Oh hooray, it’s time for another installment of Bad Children of History! Today’s bad child is culled from a book with a true emotional rollercoaster of a title:
Melancholy! Intrigue! Danger! A little white horse! This wee book is undated, but was probably printed around 1820.
As the saga unfolds, the reader is introduced to good children with names like Kitty Kindness, Billy Meanwell, Sammy Sober, Bobby Bright, and Tommy Telltruth. (King Pippin himself is actually Peter Pippin, the King of the Good Boys.) YAWN.
The tension builds as we meet a gaggle of ne’er-do-wells with equally alliterative and terrible names such as Harry Harmless, George Graceless, and Tom Tiger.
It’s clear that trouble is brewing when the bell rings to return to school, the Good Boys race to see who can get to the schoolhouse first, and the Wicked Boys stroll into the woods with the express purpose of destroying birds’ nests.
After tearing down innumerable nests, including that of a robin who was left “making such piteous moans, as would have melted a heart of stone”, George Graceless scales a “great high tree” to reach the nest of a turtle dove. What happens to a wicked boy who climbs a great high tree?
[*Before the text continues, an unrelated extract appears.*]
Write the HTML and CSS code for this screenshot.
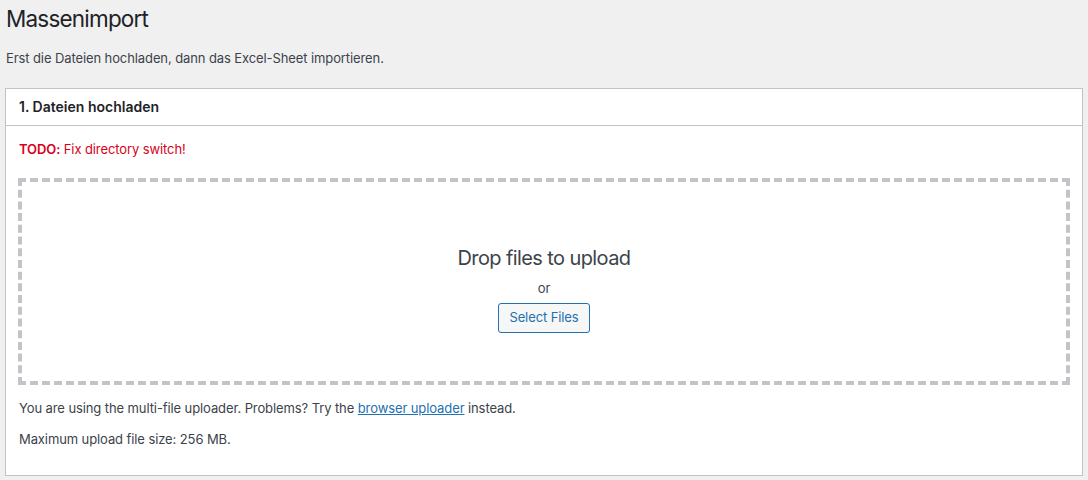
FILE: index.html
```html
<!DOCTYPE html>
<html lang="de">
<head>
    <meta charset="UTF-8">
    <title>Massenimport</title>
    <link rel="stylesheet" href="styles.css">
</head>
<body>
    <div class="wrap">
        <h1>Massenimport</h1>
        <p class="intro">Erst die Dateien hochladen, dann das Excel-Sheet importieren.</p>

        <div class="postbox">
            <h2 class="postbox-title">1. Dateien hochladen</h2>
            <div class="inside">
                <p class="todo"><strong>TODO:</strong> Fix directory switch!</p>

                <div class="drag-drop-area">
                    <p class="drop-info">Drop files to upload</p>
                    <p class="drop-or">or</p>
                    <button type="button" class="button">Select Files</button>
                </div>

                <p class="upload-flash">You are using the multi-file uploader. Problems? Try the <a href="#">browser uploader</a> instead.</p>
                <p class="max-size">Maximum upload file size: 256 MB.</p>
            </div>
        </div>
    </div>
</body>
</html>
```

FILE: styles.css
```css
html, body {
    margin: 0;
    padding: 0;
}
body {
    background-color: #f0f0f1;
    color: #3c434a;
    font-family: Inter, Roboto, "Liberation Sans", sans-serif;
    font-size: 13px;
    line-height: 1.4em;
    letter-spacing: -0.1px;
}
.wrap {
    margin: 0 5px;
}
.wrap h1 {
    font-size: 22.5px;
    font-weight: 400;
    letter-spacing: -0.8px;
    color: #1d2327;
    margin: 0;
    padding: 4px 0 4px 1px;
    line-height: 1.33;
}
.intro {
    margin: 11px 0 21px 1px;
    color: #3c434a;
}
.postbox {
    background: #fff;
    border: 1px solid #c3c4c7;
    box-shadow: 0 1px 1px rgba(0, 0, 0, 0.04);
}
.postbox-title {
    font-size: 14px;
    font-weight: 600;
    letter-spacing: 0;
    color: #1d2327;
    margin: 0;
    padding: 8px 13px;
    line-height: 1.4;
    border-bottom: 1px solid #c3c4c7;
}
.inside {
    padding: 0 12px 12px;
}
.todo {
    color: #d9001b;
    margin: 14px 0 20px 1px;
}
.todo strong {
    font-weight: 600;
}
.drag-drop-area {
    border: 4px dashed #c3c4c7;
    height: 199px;
    box-sizing: content-box;
    display: flex;
    flex-direction: column;
    align-items: center;
}
.drop-info {
    font-size: 20px;
    letter-spacing: -0.6px;
    margin: 62px 0 0;
    line-height: 1.4;
}
.drop-or {
    margin: 7px 0 6px;
}
.button {
    font-family: inherit;
    font-size: 13px;
    letter-spacing: -0.1px;
    line-height: 2.15;
    min-height: 30px;
    padding: 0 10px;
    color: #2271b1;
    border: 1px solid #2271b1;
    border-radius: 3px;
    background: #f6f7f7;
    cursor: pointer;
}
.upload-flash {
    margin: 14px 0 0 1px;
}
.max-size {
    margin: 13px 0 15px 1px;
}
a {
    color: #2271b1;
}
```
You guessed it! He plunges head-first into a narrow but apparently very deep river while one friend reaches out a tentative finger and another takes a picture with his iPhone!
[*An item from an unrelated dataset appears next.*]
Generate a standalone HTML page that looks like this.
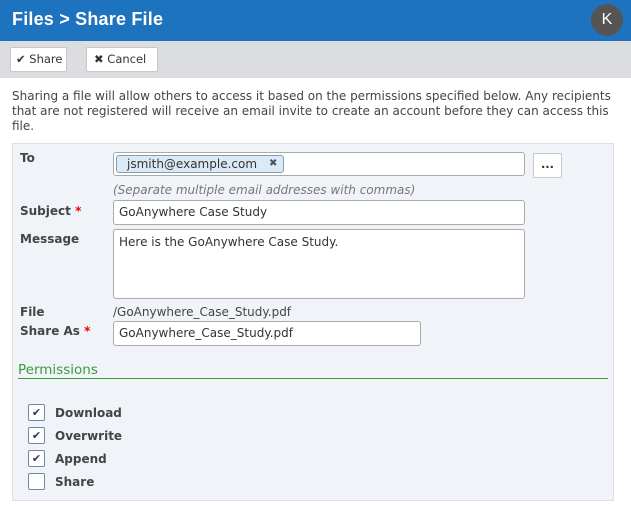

Oh save me, save me, I shall be drowned; oh, that I had attended to the good advice of Little King Pippin, cried he, and with these words, down he went to the bottom, and was never seen more; the rest of his companions began now to see the folly and wickedness of neglecting their books for idle mischief; and heartily repented that they had not staid at school instead of playing truant.
Now, I don’t know about you, but when I heartily repent, I usually head back out of the woods, but this questionable quartet is filled with dread and decides to “stroll about” until it becomes “quite dark”. (Cue scary violin music!)
They fall asleep under some bushes, which seems like a good idea, until:
in less than an hour, they were awakened with such terrible howlings of wild beasts as was scarce ever heard, tigers, wolves, and lions, hunting for their prey, with eyes that glared like balls of fire, rushed by them every instant.
Amidst this impressive biodiversity, Harry Harmless falls to his knees to pray, whilst his companions, who have never even bothered to learn any prayers, are quickly devoured by two monstrous lions.
Not that the title gave it away or anything, but the next morning, a pretty little white horse awakes Harry Harmless with her neighs. He climbs into her mysteriously unpopulated saddle and is promptly delivered to his home.